ENTRIES SHOWN:
- - - - -

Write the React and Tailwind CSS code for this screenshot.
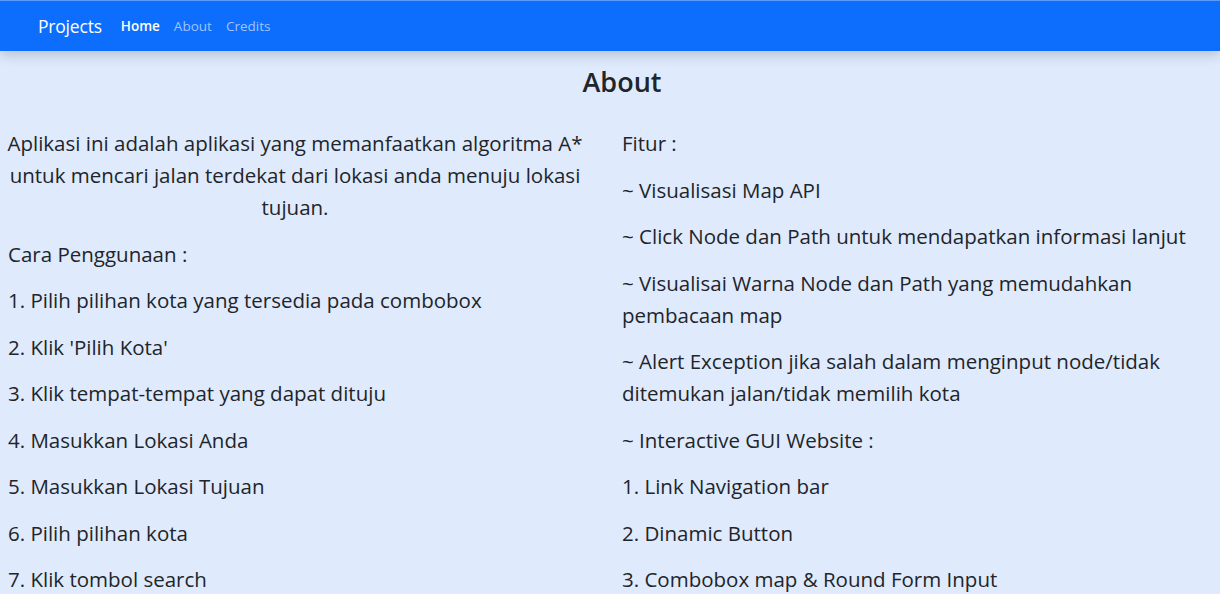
import React from 'react';

const left = [
  'Cara Penggunaan :',
  "1. Pilih pilihan kota yang tersedia pada combobox",
  "2. Klik 'Pilih Kota'",
  '3. Klik tempat-tempat yang dapat dituju',
  '4. Masukkan Lokasi Anda',
  '5. Masukkan Lokasi Tujuan',
  '6. Pilih pilihan kota',
  '7. Klik tombol search',
];

const right = [
  'Fitur :',
  '~ Visualisasi Map API',
  '~ Click Node dan Path untuk mendapatkan informasi lanjut',
  '~ Visualisai Warna Node dan Path yang memudahkan pembacaan map',
  '~ Alert Exception jika salah dalam menginput node/tidak ditemukan jalan/tidak memilih kota',
  '~ Interactive GUI Website :',
  '1. Link Navigation bar',
  '2. Dinamic Button',
  '3. Combobox map & Round Form Input',
];

export default function App() {
  return (
    <div
      className="min-h-[594px] bg-[#dfeafd] text-[#212529]"
      style={{ fontFamily: '"Open Sans", "Noto Sans", sans-serif' }}
    >
      <nav className="relative z-10 h-[51px] border-t border-[#5a9bfd] bg-[#0d6efd] shadow-[0_4px_12px_rgba(0,0,0,0.18)] flex items-center pl-[38px]">
        <span className="text-[17.5px] text-white mr-[19px] tracking-[-0.2px]">Projects</span>
        <div className="flex items-center gap-[14px] text-[13.5px]">
          <a className="text-white font-semibold">Home</a>
          <a className="text-[#9ec5fe]">About</a>
          <a className="text-[#9ec5fe]">Credits</a>
        </div>
      </nav>

      <h3 className="text-center text-[27px] font-semibold leading-[34px] mt-[14px] mb-[28px] pl-6">About</h3>

      <div className="grid grid-cols-[580px_574px] gap-x-[37px] pl-[5px] text-[20.5px] leading-[32px]">
        <div>
          <p className="text-center mb-[14.5px]">
            Aplikasi ini adalah aplikasi yang memanfaatkan algoritma A* untuk mencari jalan terdekat dari lokasi anda
            menuju lokasi tujuan.
          </p>
          {left.map((t) => (
            <p key={t} className="mb-[14.5px] pl-[3px]">{t}</p>
          ))}
        </div>
        <div>
          {right.map((t) => (
            <p key={t} className="mb-[14.5px]">{t}</p>
          ))}
        </div>
      </div>
    </div>
  );
}
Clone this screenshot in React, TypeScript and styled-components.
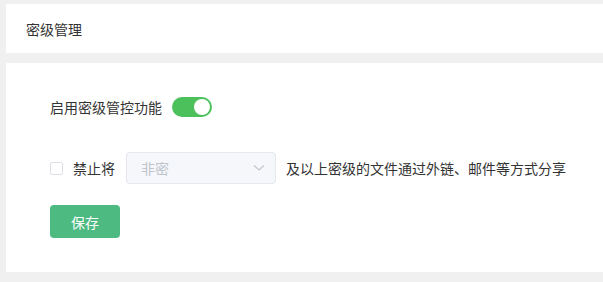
import React from "react";
import styled, { createGlobalStyle } from "styled-components";

const Global = createGlobalStyle`
  html, body { margin: 0; padding: 0; background: #f0f0f0; }
  body { font-family: "Microsoft YaHei", "Noto Sans CJK SC", sans-serif; }
`;

const Page = styled.div`
  width: 603px;
  height: 282px;
  box-sizing: border-box;
  padding: 4px 0 0 6px;
  background: #f0f0f0;
  display: flex;
  flex-direction: column;
  gap: 10px;
`;

const Header = styled.div`
  height: 49px;
  background: #fff;
  display: flex;
  align-items: center;
  padding-left: 20px;
  font-size: 14px;
  color: #333;
`;

const Card = styled.div`
  height: 209px;
  background: #fff;
  box-sizing: border-box;
  padding: 34px 0 0 44px;
  display: flex;
  flex-direction: column;
`;

const Row = styled.div<{ $mb: number }>`
  display: flex;
  align-items: center;
  font-size: 14px;
  color: #333;
  margin-bottom: ${(p) => p.$mb}px;
`;

const Switch = styled.div`
  width: 40px;
  height: 20px;
  border-radius: 10px;
  background: #4cc15b;
  margin-left: 10px;
  position: relative;
  &::after {
    content: "";
    position: absolute;
    right: 2px;
    top: 2px;
    width: 16px;
    height: 16px;
    border-radius: 50%;
    background: #fff;
  }
`;

const Check = styled.span`
  width: 13px;
  height: 13px;
  box-sizing: border-box;
  border: 1px solid #dcdfe6;
  border-radius: 2px;
  background: #fff;
  margin-right: 10px;
`;

const Select = styled.div`
  width: 150px;
  height: 32px;
  box-sizing: border-box;
  border: 1px solid #e4e7ed;
  border-radius: 4px;
  background: #f5f7fa;
  margin: 0 10px 0 11px;
  display: flex;
  align-items: center;
  justify-content: space-between;
  padding: 0 10px 0 14px;
  color: #c0c4cc;
  font-size: 14px;
`;

const Button = styled.button`
  width: 70px;
  height: 33px;
  border: none;
  border-radius: 4px;
  background: #4dba82;
  color: #fff;
  font-size: 14px;
  font-family: inherit;
  padding: 0;
`;

export default function App() {
  return (
    <>
      <Global />
      <Page>
        <Header>密级管理</Header>
        <Card>
          <Row $mb={35}>
            启用密级管控功能
            <Switch />
          </Row>
          <Row $mb={21}>
            <Check />
            禁止将
            <Select>
              <span>非密</span>
              <svg width="12" height="8" viewBox="0 0 12 8">
                <path d="M1 1.5 L6 6 L11 1.5" fill="none" stroke="#c0c4cc" strokeWidth="1.2" />
              </svg>
            </Select>
            及以上密级的文件通过外链、邮件等方式分享
          </Row>
          <div>
            <Button>保存</Button>
          </div>
        </Card>
      </Page>
    </>
  );
}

- - - - -

EXERCISE REQUIREMENTS: The material above must be printed exactly, with its pictures left out.

RESULT:
Write the React and Tailwind CSS code for this screenshot.
import React from 'react';

const left = [
  'Cara Penggunaan :',
  "1. Pilih pilihan kota yang tersedia pada combobox",
  "2. Klik 'Pilih Kota'",
  '3. Klik tempat-tempat yang dapat dituju',
  '4. Masukkan Lokasi Anda',
  '5. Masukkan Lokasi Tujuan',
  '6. Pilih pilihan kota',
  '7. Klik tombol search',
];

const right = [
  'Fitur :',
  '~ Visualisasi Map API',
  '~ Click Node dan Path untuk mendapatkan informasi lanjut',
  '~ Visualisai Warna Node dan Path yang memudahkan pembacaan map',
  '~ Alert Exception jika salah dalam menginput node/tidak ditemukan jalan/tidak memilih kota',
  '~ Interactive GUI Website :',
  '1. Link Navigation bar',
  '2. Dinamic Button',
  '3. Combobox map & Round Form Input',
];

export default function App() {
  return (
    <div
      className="min-h-[594px] bg-[#dfeafd] text-[#212529]"
      style={{ fontFamily: '"Open Sans", "Noto Sans", sans-serif' }}
    >
      <nav className="relative z-10 h-[51px] border-t border-[#5a9bfd] bg-[#0d6efd] shadow-[0_4px_12px_rgba(0,0,0,0.18)] flex items-center pl-[38px]">
        <span className="text-[17.5px] text-white mr-[19px] tracking-[-0.2px]">Projects</span>
        <div className="flex items-center gap-[14px] text-[13.5px]">
          <a className="text-white font-semibold">Home</a>
          <a className="text-[#9ec5fe]">About</a>
          <a className="text-[#9ec5fe]">Credits</a>
        </div>
      </nav>

      <h3 className="text-center text-[27px] font-semibold leading-[34px] mt-[14px] mb-[28px] pl-6">About</h3>

      <div className="grid grid-cols-[580px_574px] gap-x-[37px] pl-[5px] text-[20.5px] leading-[32px]">
        <div>
          <p className="text-center mb-[14.5px]">
            Aplikasi ini adalah aplikasi yang memanfaatkan algoritma A* untuk mencari jalan terdekat dari lokasi anda
            menuju lokasi tujuan.
          </p>
          {left.map((t) => (
            <p key={t} className="mb-[14.5px] pl-[3px]">{t}</p>
          ))}
        </div>
        <div>
          {right.map((t) => (
            <p key={t} className="mb-[14.5px]">{t}</p>
          ))}
        </div>
      </div>
    </div>
  );
}
Clone this screenshot in React, TypeScript and styled-components.
import React from "react";
import styled, { createGlobalStyle } from "styled-components";

const Global = createGlobalStyle`
  html, body { margin: 0; padding: 0; background: #f0f0f0; }
  body { font-family: "Microsoft YaHei", "Noto Sans CJK SC", sans-serif; }
`;

const Page = styled.div`
  width: 603px;
  height: 282px;
  box-sizing: border-box;
  padding: 4px 0 0 6px;
  background: #f0f0f0;
  display: flex;
  flex-direction: column;
  gap: 10px;
`;

const Header = styled.div`
  height: 49px;
  background: #fff;
  display: flex;
  align-items: center;
  padding-left: 20px;
  font-size: 14px;
  color: #333;
`;

const Card = styled.div`
  height: 209px;
  background: #fff;
  box-sizing: border-box;
  padding: 34px 0 0 44px;
  display: flex;
  flex-direction: column;
`;

const Row = styled.div<{ $mb: number }>`
  display: flex;
  align-items: center;
  font-size: 14px;
  color: #333;
  margin-bottom: ${(p) => p.$mb}px;
`;

const Switch = styled.div`
  width: 40px;
  height: 20px;
  border-radius: 10px;
  background: #4cc15b;
  margin-left: 10px;
  position: relative;
  &::after {
    content: "";
    position: absolute;
    right: 2px;
    top: 2px;
    width: 16px;
    height: 16px;
    border-radius: 50%;
    background: #fff;
  }
`;

const Check = styled.span`
  width: 13px;
  height: 13px;
  box-sizing: border-box;
  border: 1px solid #dcdfe6;
  border-radius: 2px;
  background: #fff;
  margin-right: 10px;
`;

const Select = styled.div`
  width: 150px;
  height: 32px;
  box-sizing: border-box;
  border: 1px solid #e4e7ed;
  border-radius: 4px;
  background: #f5f7fa;
  margin: 0 10px 0 11px;
  display: flex;
  align-items: center;
  justify-content: space-between;
  padding: 0 10px 0 14px;
  color: #c0c4cc;
  font-size: 14px;
`;

const Button = styled.button`
  width: 70px;
  height: 33px;
  border: none;
  border-radius: 4px;
  background: #4dba82;
  color: #fff;
  font-size: 14px;
  font-family: inherit;
  padding: 0;
`;

export default function App() {
  return (
    <>
      <Global />
      <Page>
        <Header>密级管理</Header>
        <Card>
          <Row $mb={35}>
            启用密级管控功能
            <Switch />
          </Row>
          <Row $mb={21}>
            <Check />
            禁止将
            <Select>
              <span>非密</span>
              <svg width="12" height="8" viewBox="0 0 12 8">
                <path d="M1 1.5 L6 6 L11 1.5" fill="none" stroke="#c0c4cc" strokeWidth="1.2" />
              </svg>
            </Select>
            及以上密级的文件通过外链、邮件等方式分享
          </Row>
          <div>
            <Button>保存</Button>
          </div>
        </Card>
      </Page>
    </>
  );
}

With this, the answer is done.